▼

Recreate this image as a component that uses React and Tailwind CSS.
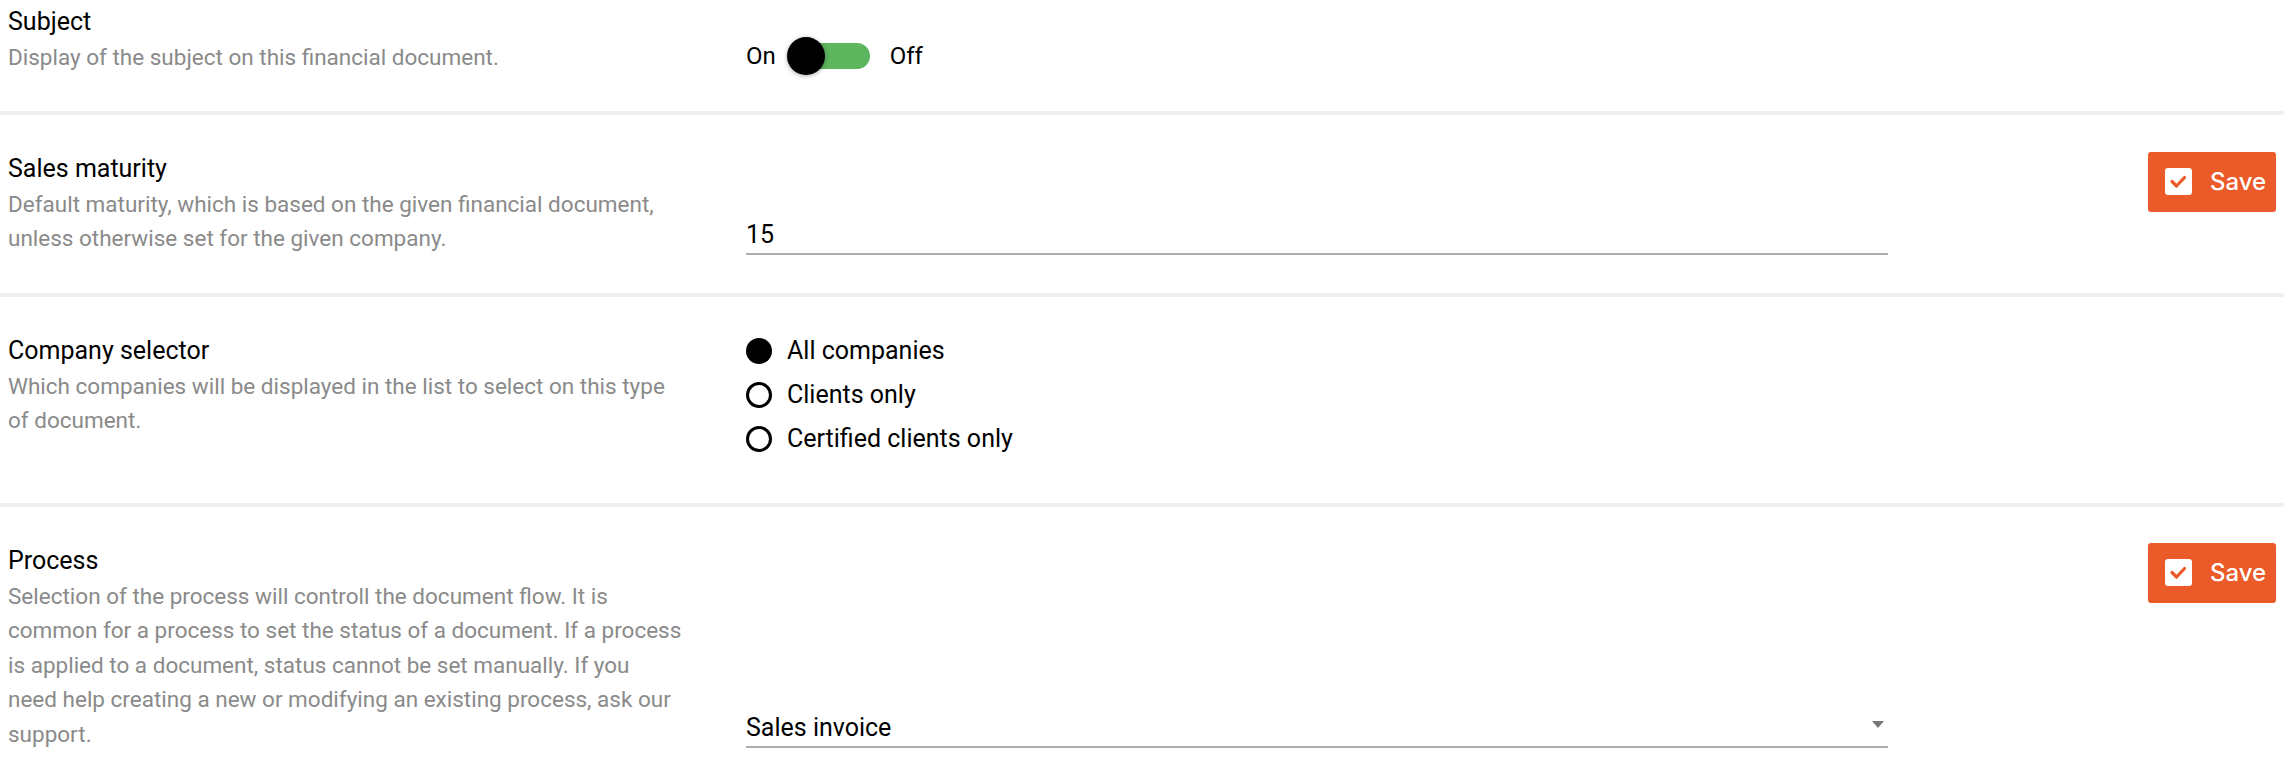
import React from "react";

function SaveButton({ extra }) {
  return (
    <button
      className={`flex h-[60px] w-[128px] items-center gap-[18px] rounded-[3px] bg-[#eb5a29] pl-[17px] text-[24px] font-medium text-white ${extra}`}
      style={{ fontFamily: "Inter, 'Liberation Sans', sans-serif" }}
    >
      <svg width="27" height="27" viewBox="0 0 27 27">
        <rect x="0" y="0" width="27" height="27" rx="3" fill="#ffffff" />
        <path d="M7 13.5 L11.5 18 L19.5 9.5" fill="none" stroke="#eb5a29" strokeWidth="3.2" strokeLinecap="round" strokeLinejoin="round" />
      </svg>
      <span className="leading-none">Save</span>
    </button>
  );
}

function Separator() {
  return <div className="h-[4px] w-full bg-[#f0f0f0]" />;
}

function Left({ title, children }) {
  return (
    <div className="w-[746px] shrink-0 pl-2">
      <div className="w-[730px]">
        <div className="text-[25px] leading-[36px] text-black">{title}</div>
        <div className="text-[22.5px] leading-[34.5px] text-[#8a8a8a]">{children}</div>
      </div>
    </div>
  );
}

function Radio({ checked, label }) {
  return (
    <div className="flex h-[44px] items-center">
      {checked ? (
        <div className="h-[26px] w-[26px] rounded-full bg-black" />
      ) : (
        <div className="box-border h-[26px] w-[26px] rounded-full border-[3.5px] border-black bg-white" />
      )}
      <span className="ml-[15px] text-[25px] text-black">{label}</span>
    </div>
  );
}

export default function App() {
  return (
    <div className="w-[2284px] bg-white" style={{ fontFamily: "Roboto, 'Liberation Sans', sans-serif" }}>
      {/* Subject */}
      <div className="flex pt-1 pb-[36px]">
        <Left title="Subject">Display of the subject on this financial document.</Left>
        <div className="flex w-[1142px] shrink-0 flex-col justify-end">
          <div className="flex h-[38px] items-center text-[24px] text-black">
            <span>On</span>
            <div className="relative ml-[11px] h-[38px] w-[83px]">
              <div className="absolute left-[8px] right-0 top-[6px] h-[26px] rounded-full bg-[#5db55e]" />
              <div className="absolute left-0 top-0 h-[38px] w-[38px] rounded-full bg-black shadow-[0_1px_4px_rgba(0,0,0,0.35)]" />
            </div>
            <span className="ml-[20px]">Off</span>
          </div>
        </div>
        <div className="flex-1" />
        <div className="mr-2 w-[128px]" />
      </div>
      <Separator />

      {/* Sales maturity */}
      <div className="flex pt-[36px] pb-[37px]">
        <Left title="Sales maturity">
          Default maturity, which is based on the given financial document,
          <br />
          unless otherwise set for the given company.
        </Left>
        <div className="flex w-[1142px] shrink-0 flex-col justify-end">
          <div className="mb-[1px] h-[38px] border-b-2 border-[#adadad] text-[25px] leading-[36px] text-black">15</div>
        </div>
        <div className="flex-1" />
        <div className="mr-2 w-[128px]">
          <SaveButton extra="mt-[1px]" />
        </div>
      </div>
      <Separator />

      {/* Company selector */}
      <div className="flex pt-[36px] pb-[42px]">
        <Left title="Company selector">
          Which companies will be displayed in the list to select on this type
          <br />
          of document.
        </Left>
        <div className="-mt-1 flex w-[1142px] shrink-0 flex-col justify-start">
          <Radio checked label="All companies" />
          <Radio label="Clients only" />
          <Radio label="Certified clients only" />
        </div>
        <div className="flex-1" />
        <div className="mr-2 w-[128px]" />
      </div>
      <Separator />

      {/* Process */}
      <div className="flex pt-[36px] pb-[36px]">
        <Left title="Process">
          Selection of the process will controll the document flow. It is
          <br />
          common for a process to set the status of a document. If a process
          <br />
          is applied to a document, status cannot be set manually. If you
          <br />
          need help creating a new or modifying an existing process, ask our
          <br />
          support.
        </Left>
        <div className="flex w-[1142px] shrink-0 flex-col justify-end">
          <div className="mb-[3px] flex h-[38px] items-center justify-between border-b-2 border-[#adadad] text-[25px] leading-[36px] text-black">
            <span>Sales invoice</span>
            <svg width="12" height="7" viewBox="0 0 12 7" className="mb-2 mr-[4px]">
              <path d="M0 0 L12 0 L6 7 Z" fill="#777777" />
            </svg>
          </div>
        </div>
        <div className="flex-1" />
        <div className="mr-2 w-[128px]">
          <SaveButton extra="" />
        </div>
      </div>
    </div>
  );
}
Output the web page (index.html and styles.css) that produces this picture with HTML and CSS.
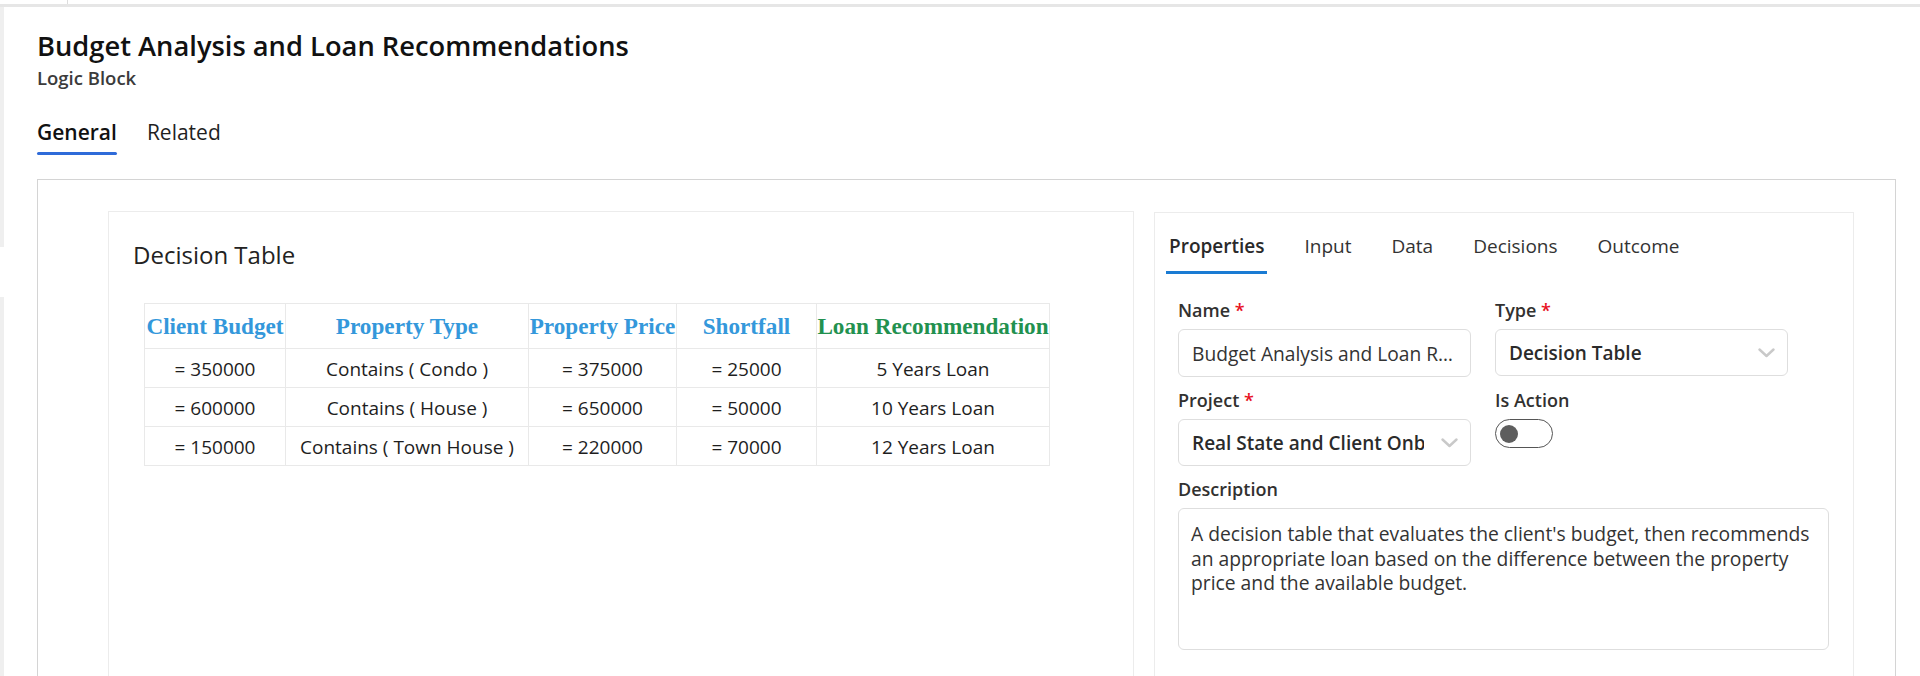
FILE: index.html
```html
<!DOCTYPE html>
<html lang="en">
<head>
<meta charset="utf-8">
<title>Budget Analysis and Loan Recommendations</title>
<link rel="stylesheet" href="styles.css">
</head>
<body>
<div class="topstrip"><div class="topcell"></div></div>
<div class="layout">
  <div class="leftrail"><div class="rail-a"></div><div class="rail-gap"></div><div class="rail-b"></div></div>
  <main class="main">
    <header class="head">
      <h1 class="title">Budget Analysis and Loan Recommendations</h1>
      <div class="subtitle">Logic Block</div>
      <nav class="pagetabs">
        <span class="ptab active">General</span>
        <span class="ptab">Related</span>
      </nav>
    </header>
    <section class="frame">
      <div class="dt-card">
        <h2 class="dt-title">Decision Table</h2>
        <table class="dt">
          <colgroup>
            <col class="c1"><col class="c2"><col class="c3"><col class="c4"><col class="c5">
          </colgroup>
          <thead>
            <tr>
              <th class="in">Client Budget</th>
              <th class="in">Property Type</th>
              <th class="in">Property Price</th>
              <th class="in">Shortfall</th>
              <th class="out">Loan Recommendation</th>
            </tr>
          </thead>
          <tbody>
            <tr><td>= 350000</td><td>Contains ( Condo )</td><td>= 375000</td><td>= 25000</td><td>5 Years Loan</td></tr>
            <tr><td>= 600000</td><td>Contains ( House )</td><td>= 650000</td><td>= 50000</td><td>10 Years Loan</td></tr>
            <tr><td>= 150000</td><td>Contains ( Town House )</td><td>= 220000</td><td>= 70000</td><td>12 Years Loan</td></tr>
          </tbody>
        </table>
      </div>
      <aside class="props">
        <nav class="ptabs">
          <span class="stab active">Properties</span>
          <span class="stab">Input</span>
          <span class="stab">Data</span>
          <span class="stab">Decisions</span>
          <span class="stab">Outcome</span>
        </nav>
        <form class="form">
          <div class="fld col1">
            <label class="lbl">Name <span class="req">*</span></label>
            <input class="input" type="text" value="Budget Analysis and Loan Recommendations" readonly>
          </div>
          <div class="fld col2">
            <label class="lbl">Type <span class="req">*</span></label>
            <div class="select"><span class="sel-val">Decision Table</span>
              <svg class="chev" width="17" height="10" viewBox="0 0 17 10"><path d="M1.5 1.5 L8.5 8 L15.5 1.5" fill="none" stroke="#c9c9c9" stroke-width="2.4" stroke-linecap="round" stroke-linejoin="round"/></svg>
            </div>
          </div>
          <div class="fld col1">
            <label class="lbl">Project <span class="req">*</span></label>
            <div class="select"><span class="sel-val">Real State and Client Onboarding</span>
              <svg class="chev" width="17" height="10" viewBox="0 0 17 10"><path d="M1.5 1.5 L8.5 8 L15.5 1.5" fill="none" stroke="#c9c9c9" stroke-width="2.4" stroke-linecap="round" stroke-linejoin="round"/></svg>
            </div>
          </div>
          <div class="fld col2">
            <label class="lbl">Is Action</label>
            <span class="toggle"><span class="knob"></span></span>
          </div>
          <div class="fld wide">
            <label class="lbl">Description</label>
            <textarea class="textarea" readonly>A decision table that evaluates the client's budget, then recommends an appropriate loan based on the difference between the property price and the available budget.</textarea>
          </div>
        </form>
      </aside>
    </section>
  </main>
</div>
</body>
</html>
```
FILE: styles.css
```css
* { box-sizing: border-box; }
html, body { margin: 0; padding: 0; }
body {
  height: 676px;
  overflow: hidden;
  background: #ffffff;
  font-family: "Open Sans", "Noto Sans", Arial, sans-serif;
  color: #323130;
}
.topstrip {
  height: 7px;
  border-bottom: 3px solid #e6e6e6;
}
.topcell {
  width: 68px;
  height: 4px;
  border-right: 1px solid #dddddd;
}
.layout {
  display: flex;
  height: 669px;
}
.leftrail {
  width: 4px;
  flex: none;
  display: flex;
  flex-direction: column;
}
.rail-a { height: 240px; background: #efefef; }
.rail-gap { height: 50px; }
.rail-b { flex: 1; background: #efefef; }
.main {
  flex: 1;
  padding: 0 24px 0 33px;
}
.head { padding-top: 20px; }
.title {
  margin: 0;
  font-size: 27.3px;
  line-height: 38px;
  font-weight: 600;
  color: #111111;
}
.subtitle {
  margin-top: 1px;
  font-size: 18.5px;
  line-height: 24px;
  font-weight: 600;
  color: #3b3b3b;
}
.pagetabs {
  margin-top: 28px;
  display: flex;
  gap: 30px;
}
.ptab {
  display: flex;
  flex-direction: column;
  font-size: 21px;
  line-height: 28px;
  color: #1f1f1f;
}
.ptab::after {
  content: "";
  height: 3px;
  margin-top: 6px;
  border-radius: 2px;
}
.ptab.active { font-weight: 600; color: #111111; }
.ptab.active::after { background: #2f6bd9; }

.frame {
  margin-top: 24px;
  border: 1px solid #d4d4d4;
  padding: 31px 41px 0 70px;
  display: flex;
  gap: 20px;
  height: 600px;
}
.dt-card {
  flex: 1;
  border: 1px solid #ececec;
  padding: 27px 24px 0 24px;
}
.dt-title {
  margin: 0;
  font-size: 24px;
  line-height: 32px;
  font-weight: 500;
  color: #222222;
}
.dt {
  margin: 32px 0 0 11px;
  border-collapse: collapse;
  table-layout: fixed;
  width: 905px;
}
.c1 { width: 141px; }
.c2 { width: 243px; }
.c3 { width: 148px; }
.c4 { width: 140px; }
.c5 { width: 233px; }
.dt th, .dt td {
  border: 1px solid #e9e9e9;
  padding: 0;
  text-align: center;
  white-space: nowrap;
}
.dt th {
  height: 45px;
  font-family: "Liberation Serif", "Times New Roman", serif;
  font-weight: 700;
  font-size: 23.2px;
  line-height: 28px;
}
.dt th.in { color: #3498db; }
.dt th.out { color: #22914f; }
.dt td {
  height: 39px;
  padding-top: 2px;
  font-size: 19px;
  line-height: 26px;
  color: #1e1e1e;
}

.props {
  width: 700px;
  flex: none;
  border: 1px solid #ececec;
  margin-top: 1px;
}
.ptabs {
  display: flex;
  gap: 34px;
  padding: 19px 0 0 11px;
}
.stab {
  display: flex;
  flex-direction: column;
  padding: 0 3px;
  font-size: 19px;
  line-height: 28px;
  color: #333333;
}
.stab::after {
  content: "";
  height: 3px;
  margin: 11px -3px 0;
}
.stab.active { font-weight: 600; color: #2a2a2a; }
.stab.active::after { background: #1a7bd3; }

.form {
  display: grid;
  grid-template-columns: 293px 293px 1fr;
  column-gap: 24px;
  row-gap: 11px;
  padding: 24px 24px 0 23px;
}
.fld { display: flex; flex-direction: column; align-items: flex-start; }
.fld.col1 { grid-column: 1; }
.fld.col2 { grid-column: 2; }
.fld.wide { grid-column: 1 / -1; align-items: stretch; }
.lbl {
  font-size: 18px;
  line-height: 24px;
  font-weight: 600;
  color: #323130;
  margin-bottom: 7px;
}
.req { color: #e81123; font-weight: 600; }
.input {
  width: 293px;
  height: 48px;
  border: 1px solid #dedede;
  border-radius: 6px;
  padding: 0 14px 0 13px;
  font-family: "Open Sans", "Noto Sans", Arial, sans-serif;
  font-size: 19.2px;
  color: #333333;
  text-overflow: ellipsis;
  outline: none;
  background: #fff;
}
.select {
  position: relative;
  width: 293px;
  height: 47px;
  border: 1px solid #dedede;
  border-radius: 6px;
  padding: 0 46px 0 13px;
  display: flex;
  align-items: center;
  overflow: hidden;
}
.sel-val {
  white-space: nowrap;
  overflow: hidden;
  font-size: 19px;
  font-weight: 600;
  color: #2b2b2b;
}
.chev {
  position: absolute;
  right: 12px;
  top: 18px;
}
.toggle {
  width: 58px;
  height: 29px;
  border: 1.5px solid #555555;
  border-radius: 15px;
  display: flex;
  align-items: center;
  padding-left: 4px;
}
.knob {
  width: 18px;
  height: 18px;
  border-radius: 50%;
  background: #5e5e5e;
}
.textarea {
  width: 651px;
  height: 142px;
  border: 1px solid #dedede;
  border-radius: 6px;
  padding: 13px 12px;
  resize: none;
  outline: none;
  font-family: "Open Sans", "Noto Sans", Arial, sans-serif;
  font-size: 19.3px;
  line-height: 24.5px;
  color: #333333;
  overflow: hidden;
}
```
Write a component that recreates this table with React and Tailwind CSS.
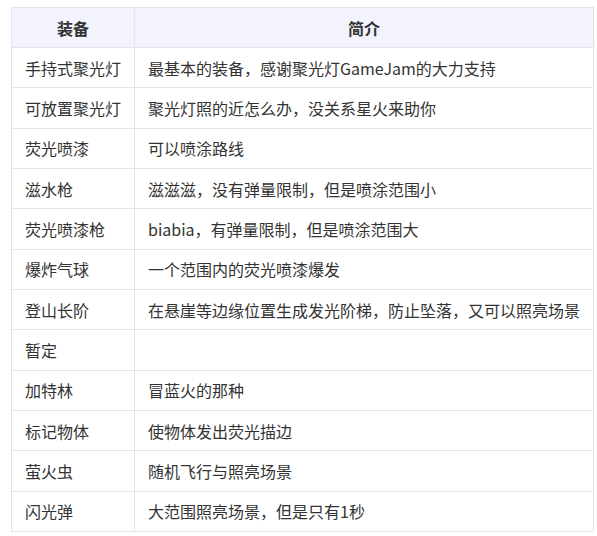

▲

◆ EXERCISE PROMPT
Emit the lines of the material exactly, from its first line to the line containing "import React from", inclusive; leave every picture out.

◆ WRITTEN RESPONSE
Recreate this image as a component that uses React and Tailwind CSS.
import React from "react";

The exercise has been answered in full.